Moreover, if the devices can be electrically isolated while still held together, the testing can also be done as a unit. Memory devices, particularly DRAMs, have been tested as individual units in parallel for years.

DRAM Testing

The very long test times of DRAMs, in the minute-to-minutes range, overcome the handling time of indexing from 16 to 128 units at a time, in a parallel handling/testing work-cell. This handling time can be on the order of 10 or more seconds, depending on the package, devices in parallel, and the handling equipment involved. Still as long as the test time for a single unit exceeds the handler index time, preferably by a factor of two or more, parallel testing makes sense.

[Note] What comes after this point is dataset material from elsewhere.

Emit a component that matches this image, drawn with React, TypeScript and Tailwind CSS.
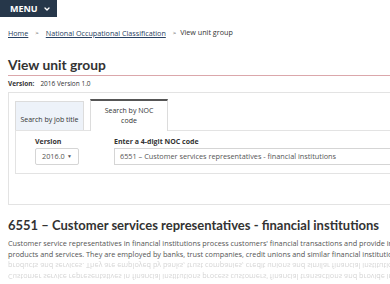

Many non memory applications have a reverse ratio of test to handling time. For instance, many microcontrollers have sub-second test times. For these devices, the test time is so fast that the index times of highly parallel handling equipment cause the expensive ATE to sit idle for most of the cycle. In addition, many logic and mixed signal devices have such a high pin count that the number of devices in parallel is limited by the available channel count in the ATE. The team of chip-scale processing and BIST can overcome these two issues.

Device Handling

Strip, panel or matrix handling, as used in the chip-scale process eliminates the indexing time associated with discrete device handling. Careful BIST implementation can eliminate the need for a high pin count tester at the longest test steps. This is especially true of long embedded memory tests. Although there are a lot of reasons why parallel test on the order of DRAM test is unlikely to be occurring soon, doubling current logic and mixed signal test densities should be possible immediately.

Finally, cell-based design tools and BIST vendors of embedded memory, logic and even analog have greatly reduced the design time per application, as well as the verification time for fault and performance coverage.

It will be interesting to see if chip- scale processing gives BIST the boost that it needs.